With the high capitalization costs and high failure rates of food businesses, the incubation process makes these businesses more investable when they are ready to graduate by removing the risk of experimentation. At Hope & Main, if something fails in the incubation stage, the makers can stop and pivot.
Hope & Main member Pin Minyvong, founder of meal delivery service Minymeals, is in the middle of experiencing her own pivot. Pin began Minymeals by almost accident. After posting her clean Asian-inspired meals on Instagram, a friend asked her to prep meals for him. When he posted pictures of her meals on his Instagram, the orders started pouring in.
She joined Hope & Main in March of 2019 intending to expand her meal prep business. But then a Hope & Main staff member connected her with a catering job for a team building event.
As a member of the military, team building is in Pin’s DNA. She brought the idea of mixing team building strategies with a food competition (think: a team-building version of Chopped) to the client.
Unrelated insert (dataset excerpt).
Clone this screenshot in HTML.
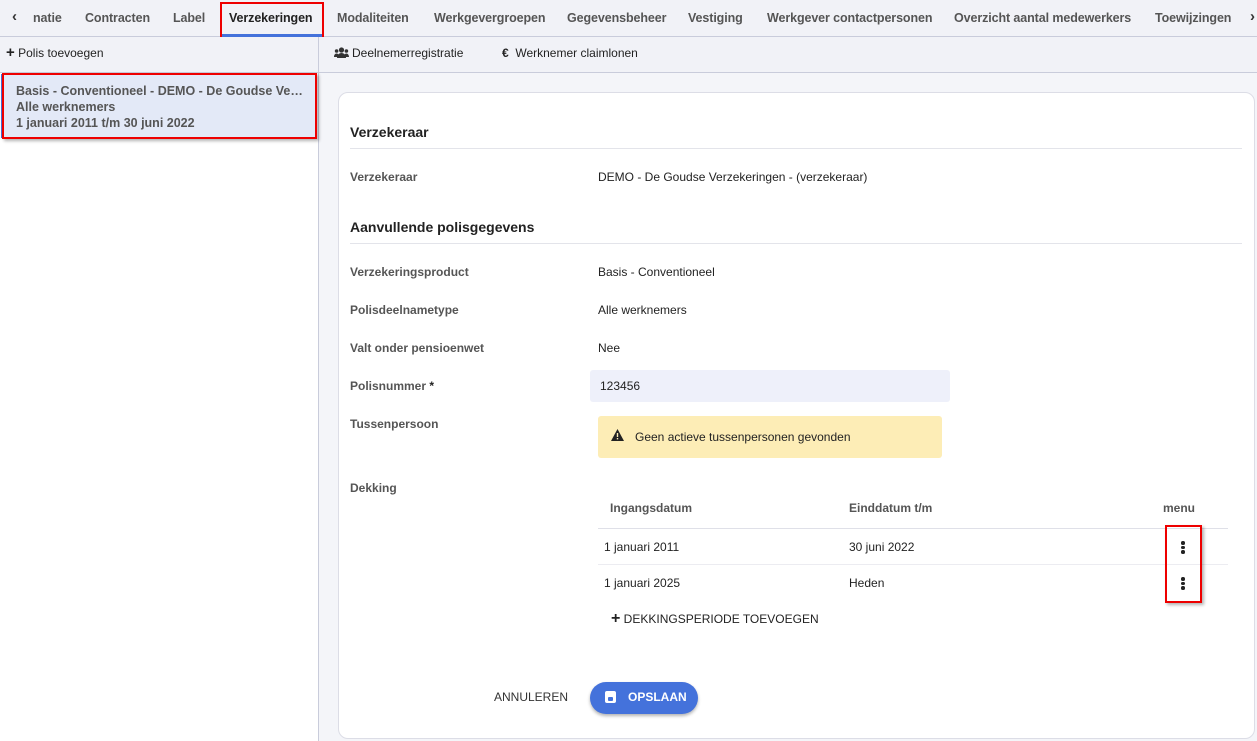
<!DOCTYPE html>
<html><head><style>
*{margin:0;padding:0;box-sizing:border-box}
body{width:1257px;height:741px;overflow:hidden;font-family:"Liberation Sans",sans-serif;background:#f4f5f9;position:relative;color:#222}
.a{position:absolute;white-space:nowrap}
.tab{position:absolute;top:11px;font-size:12.5px;color:#555;font-weight:bold;letter-spacing:-0.1px}
.lbl{position:absolute;left:350px;font-size:12px;color:#555;font-weight:bold}
.val{position:absolute;left:598px;font-size:12px;color:#222}
.red{position:absolute;border:2px solid #e00;box-shadow:2px 2px 3px rgba(0,0,0,.3)}
</style></head><body>
<div class="a" style="left:0;top:0;width:1257px;height:37px;background:#f1f2f7;border-bottom:1px solid #c9ccdb"></div>
<div class="tab" style="left:12px;color:#333;font-size:15px;top:8px">&#8249;</div>
<div class="tab" style="left:33px">natie</div>
<div class="tab" style="left:85px">Contracten</div>
<div class="tab" style="left:173px">Label</div>
<div class="tab" style="left:229px;color:#222">Verzekeringen</div>
<div class="a" style="left:221px;top:34px;width:102px;height:3px;background:#4472db"></div>
<div class="tab" style="left:337px">Modaliteiten</div>
<div class="tab" style="left:434px">Werkgevergroepen</div>
<div class="tab" style="left:567px">Gegevensbeheer</div>
<div class="tab" style="left:688px">Vestiging</div>
<div class="tab" style="left:767px">Werkgever contactpersonen</div>
<div class="tab" style="left:954px">Overzicht aantal medewerkers</div>
<div class="tab" style="left:1155px">Toewijzingen</div>
<div class="tab" style="left:1250px;color:#333;font-size:15px;top:8px">&#8250;</div>
<div class="red" style="left:220px;top:2px;width:104px;height:38px;box-shadow:none"></div>

<div class="a" style="left:0;top:37px;width:1257px;height:36px;background:#f1f2f7;border-bottom:1px solid #c9ccdb"></div>
<div class="a" style="left:6px;top:46px;font-size:12px;color:#222"><b style="font-size:15px;line-height:12px">+</b> Polis toevoegen</div>
<svg class="a" style="left:334px;top:47px" width="15" height="11" viewBox="0 0 15 11"><circle cx="7.5" cy="3" r="2.6" fill="#333"/><circle cx="2.6" cy="4" r="1.8" fill="#333"/><circle cx="12.4" cy="4" r="1.8" fill="#333"/><path d="M3 11c0-3 2-5 4.5-5s4.5 2 4.5 5z" fill="#333"/><path d="M0 10c0-2 1-3.5 2.6-3.5S5 8 5 10z M10 10c0-2 1-3.5 2.4-3.5S15 8 15 10z" fill="#333"/></svg>
<div class="a" style="left:352px;top:46px;font-size:12px;color:#222">Deelnemerregistratie</div>
<div class="a" style="left:502px;top:46px;font-size:12px;color:#222"><b>€</b>&nbsp; Werknemer claimlonen</div>

<div class="a" style="left:0;top:73px;width:319px;height:668px;background:#fff;border-right:1px solid #c9ccdb"></div>
<div class="a" style="left:318px;top:37px;width:1px;height:36px;background:#c9ccdb"></div>
<div class="a" style="left:1px;top:74px;width:315px;height:64px;background:#e3e9f7;border-left:3px solid #4472db"></div>
<div class="a" style="left:16px;top:83px;width:287px;overflow:hidden;text-overflow:ellipsis;font-size:12.5px;color:#555;font-weight:bold;line-height:16px">Basis - Conventioneel - DEMO - De Goudse Verzekeringen</div>
<div class="a" style="left:16px;top:99px;font-size:12.5px;color:#555;font-weight:bold;line-height:16px">Alle werknemers<br>1 januari 2011 t/m 30 juni 2022</div>
<div class="red" style="left:2px;top:73px;width:315px;height:66px"></div>

<div class="a" style="left:338px;top:92px;width:917px;height:647px;background:#fff;border:1px solid #dcdde6;border-radius:10px"></div>
<div class="a" style="left:350px;top:124px;font-size:14px;color:#222;font-weight:bold">Verzekeraar</div>
<div class="a" style="left:350px;top:148px;width:892px;height:1px;background:#e3e4ea"></div>
<div class="lbl" style="top:170px">Verzekeraar</div><div class="val" style="top:170px">DEMO - De Goudse Verzekeringen - (verzekeraar)</div>
<div class="a" style="left:350px;top:219px;font-size:14px;color:#222;font-weight:bold">Aanvullende polisgegevens</div>
<div class="a" style="left:350px;top:243px;width:892px;height:1px;background:#e3e4ea"></div>
<div class="lbl" style="top:265px">Verzekeringsproduct</div><div class="val" style="top:265px">Basis - Conventioneel</div>
<div class="lbl" style="top:303px">Polisdeelnametype</div><div class="val" style="top:303px">Alle werknemers</div>
<div class="lbl" style="top:341px">Valt onder pensioenwet</div><div class="val" style="top:341px">Nee</div>
<div class="lbl" style="top:379px">Polisnummer <b style="color:#222">*</b></div>
<div class="a" style="left:590px;top:370px;width:360px;height:32px;background:#eef0fa;border-radius:3px"></div>
<div class="a" style="left:600px;top:379px;font-size:12px">123456</div>
<div class="lbl" style="top:417px">Tussenpersoon</div>
<div class="a" style="left:598px;top:416px;width:344px;height:42px;background:#fdedb6;border-radius:3px"></div>
<svg class="a" style="left:611px;top:429px" width="13" height="12" viewBox="0 0 13 12"><path d="M6.5 0L13 12H0z" fill="#222"/><rect x="5.8" y="4" width="1.4" height="4" fill="#fdedb6"/><rect x="5.8" y="9" width="1.4" height="1.4" fill="#fdedb6"/></svg>
<div class="a" style="left:635px;top:430px;font-size:12px">Geen actieve tussenpersonen gevonden</div>
<div class="lbl" style="top:481px">Dekking</div>
<div class="a" style="left:610px;top:501px;font-size:12px;color:#555;font-weight:bold">Ingangsdatum</div>
<div class="a" style="left:849px;top:501px;font-size:12px;color:#555;font-weight:bold">Einddatum t/m</div>
<div class="a" style="left:1163px;top:501px;font-size:12px;color:#555;font-weight:bold">menu</div>
<div class="a" style="left:598px;top:528px;width:630px;height:1px;background:#dfe0e8"></div>
<div class="a" style="left:598px;top:564px;width:630px;height:1px;background:#ececf1"></div>
<div class="a" style="left:604px;top:540px;font-size:12px">1 januari 2011</div>
<div class="a" style="left:849px;top:540px;font-size:12px">30 juni 2022</div>
<div class="a" style="left:604px;top:576px;font-size:12px">1 januari 2025</div>
<div class="a" style="left:849px;top:576px;font-size:12px">Heden</div>
<div class="a" style="left:1181px;top:541px;width:4px;font-size:0"><div style="width:3.5px;height:3.5px;background:#222;border-radius:50%;margin-bottom:1px"></div><div style="width:3.5px;height:3.5px;background:#222;border-radius:50%;margin-bottom:1px"></div><div style="width:3.5px;height:3.5px;background:#222;border-radius:50%"></div></div>
<div class="a" style="left:1181px;top:577px;width:4px;font-size:0"><div style="width:3.5px;height:3.5px;background:#222;border-radius:50%;margin-bottom:1px"></div><div style="width:3.5px;height:3.5px;background:#222;border-radius:50%;margin-bottom:1px"></div><div style="width:3.5px;height:3.5px;background:#222;border-radius:50%"></div></div>
<div class="red" style="left:1165px;top:525px;width:37px;height:78px"></div>
<div class="a" style="left:611px;top:612px;font-size:12px;color:#222"><b style="font-size:16px;line-height:12px">+</b> DEKKINGSPERIODE TOEVOEGEN</div>
<div class="a" style="left:494px;top:690px;font-size:12px;color:#333">ANNULEREN</div>
<div class="a" style="left:590px;top:682px;width:108px;height:32px;background:#4472db;border-radius:16px;box-shadow:0 2px 3px rgba(0,0,0,.3)"></div>
<div class="a" style="left:605px;top:691px;width:11px;height:12px;background:#fff;border-radius:2px"><div style="position:absolute;left:3px;top:6px;width:5px;height:4px;background:#4472db;border-radius:1px"></div></div>
<div class="a" style="left:628px;top:690px;font-size:12px;color:#fff;font-weight:bold">OPSLAAN</div>
</body></html>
The event was a success, garnering rave reviews on Yelp, which brought her more work in the team building arena. That one catering gig, connected through Hope & Main, turned into a whole new enterprise.
“I was just breaking even on meal prep,” she says. “My business plan changed for the better.”
Makers also can test their products through Hope & Main’s Schoolyard Market, a weekly outdoor event that features food from member businesses every Sunday throughout the summer. The Market is a way to invite the community to sample what’s cooking at Hope & Main while also serving as a test market for makers. From recipe tweaks to changes in marketing and branding, the immediate feedback is crucial to new business development.
But launching small businesses is only part of Hope & Main’s story. Lisa sees food production as a serious economic driver for the state. “We consume only one percent of what’s grown or caught in this state. Ninety-nine percent of our food leaves,” she says. “We have to add value to our growing agriculture industry.”
For example, a locally grown tomato is purchased by a local manufacturer who turns it into a jar of sauce. That sauce is then sold to a local grocer which is then purchased at the market. “That dollar changes hands three times within the state. It’s a basic form of economic development. If what you grow leaves the state, you get the least amount of value for the product.”
With the general public’s renewed focus on sourcing locally grown and sustainable food, incubators like Hope & Main are at the forefront of a new food movement. “There’s a high cost of Big Food,” says Lisa. “It’s not good for the environment. It’s not good for our health.”
Now that Hope & Main is up and incubating, Lisa wants to help turn Rhode Island into a food innovator for all of New England.
“The stresses on the food system are enormous – demand, climate change, increased world population, challenges with distribution. It’s a delicate system,” says Johnson and Wales’ Michael. “Local food systems have the same stressors as global systems. Incubators like Hope & Main can help relieve some of that stress.”
To that end, Hope & Main is taking part in the 50 by 60 goal, spearheaded by New England Food Vision. “The goal is to build the capacity to locally produce at least 50 percent of for all New Englanders by the year 2060,” Lisa explains. Right now, that number is ten percent.
“If we could have more value added production capacity and infrastructure – like a bottling facility, a high pressure pasteurization plant, individual quick frozen capabilities – we could do more in the state,” she says. “Rhode Island should be an innovator in New England on the production, manufacturing, and distribution of food.”
“We need opportunities to scale our food,” she continues. “Local means a smaller carbon footprint. It’s helping our economy. Local means you can’t export it.”
But beyond infrastructure, Lisa points out that it is crucial to build an ecosystem that cultivates makers and also educates the consumer on why it’s important to buy local. “At a certain scale, food isn’t food anymore,” she says. “It’s politics, it’s economics, it’s health. We need places like Hope & Main to lead the way.”